I've written about this in A New Birth of Freedom, so let me give you a sampling of views from those "founders":
John Bingham, the [14th] amendment’s main author, said the amendment was designed “to arm the Congress of the United States, by the consent of the people of the United States, with the power to enforce the bill of rights as it stands in the Constitution today.”And their intent in what those amendments meant were shown by the laws they passed, including anti-Klan legislation to imprison any private person interfering with another person's exercise of their rights, and a Civil Rights Act in 1875 that banned all segregation in public accomodations, including transportation, inns and recreational facilities. There were majorities to include public schools within this ban on segregation, but filibusters by a minority blocked their inclusion.As the drafter of the 15th Amendment, Massachusetts Republican George Boutwell, explained: “With the right of voting, everything a man ought to have or enjoy of civil rights comes to him. Without that right he is nothing.”
As Michael McConnell, the conservative legal scholar appointed by George W. Bush to the 10th Circuit, detailed in his research arguing for his version of original intent, which included what the post-Civil War legislators believed, votes on the 14th Amendment matched votes on the 1872 anti-Klan bill: “All eleven members of the House who had voted in favor of the Fourteenth Amendment voted in favor of the bill; the three who had voted against the amendment opposed it.” When the Civil Rights Act finally passed in 1875, all the House members who had been around to vote for the 14th Amendment supported the new law; only one Senator who had originally voted for the 14th Amendment voted against the 1875 Act.

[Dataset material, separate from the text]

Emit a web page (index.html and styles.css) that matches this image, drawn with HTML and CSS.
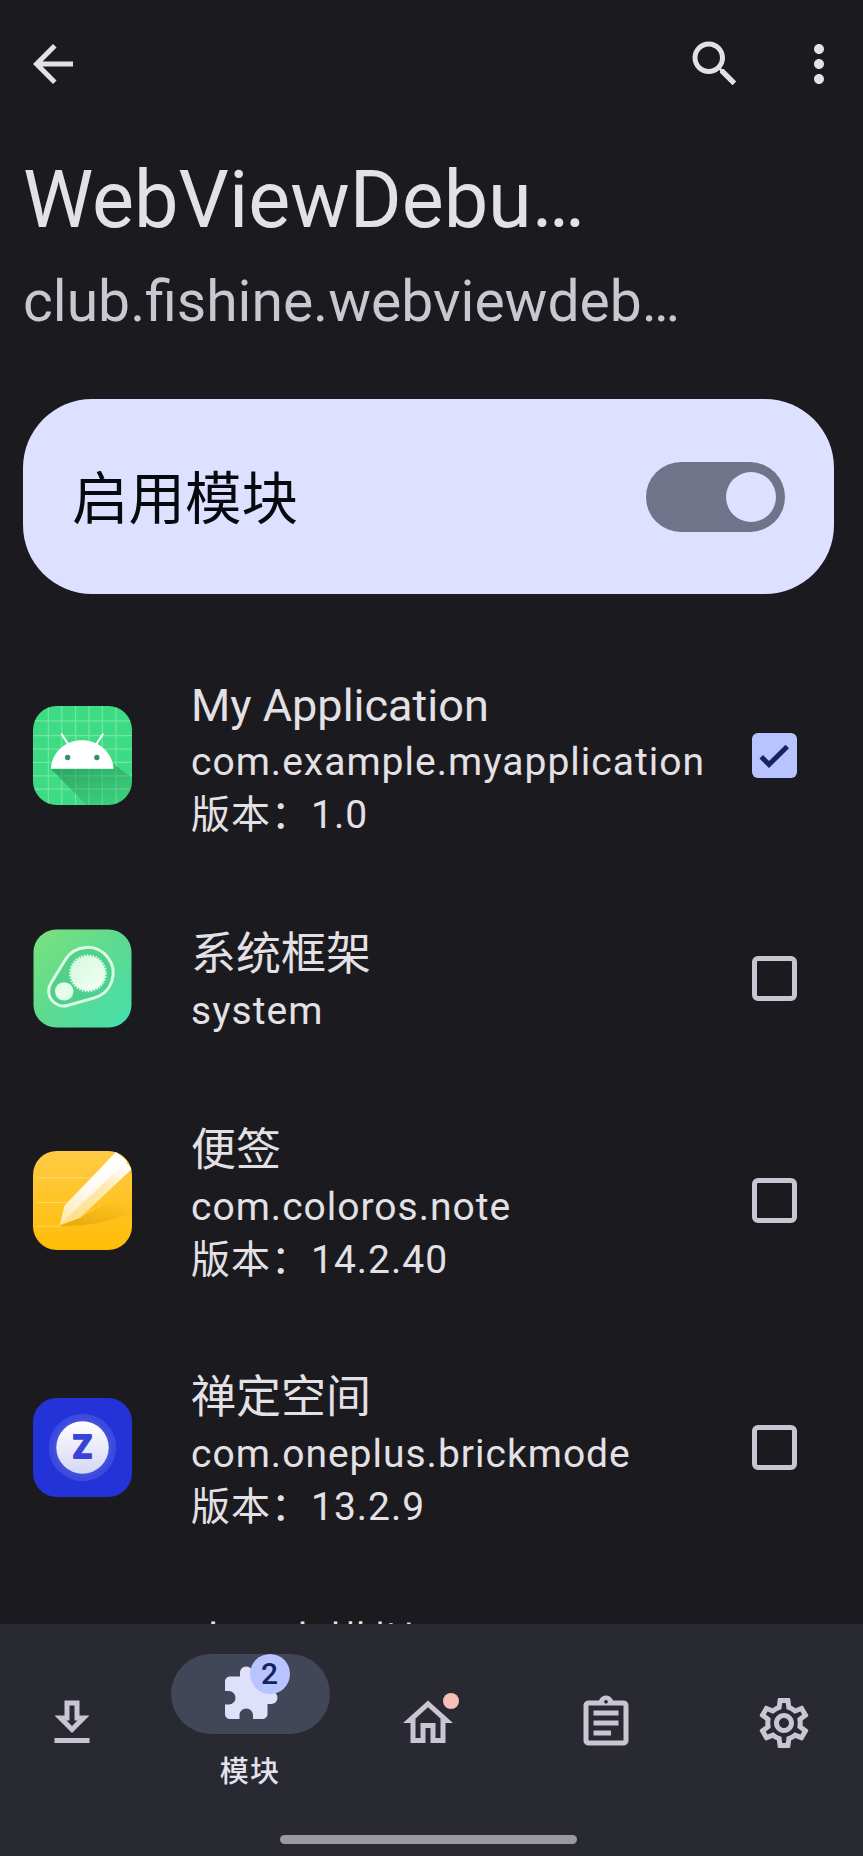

Unfortunately, the Supreme Court of that era didn't care what those passing the Amendments had in mind, so they struck down almost all the Reconstruction era statutes and ushered in the era of Jim Crow.
But let's be clear, the rightwing majority on the present Court who struck down the Violence Against Women Act and other civil rights laws in the name of federalism don't care about Originalism, since they ignored the clear intent of the Reconstruction framers. In fact, Rehnquist and company cited to the rightwing Supreme Court of that era for precedent, choosing judge-made constitutional doctrine over the original intent of the legislators who passed the 14th Amendment.
So the absurdity of Originalism is not that we pay too much attention to a few men back in the 18th century, it's also that we pay too little attention to the democratically-elected leaders who passed the 13th, 14th and 15th Amendments and ushered in the real Constitution that we live under today.
The Constitution fo 1787 died in the conflaguration of the Civil War, so who cares what its authors believed? Who we should care about are those who founded our nation anew under a Constitution that incorporated all its residents as persons with rights. And any Originalism that does not do that front and center is not absurd, but not real originalism at all.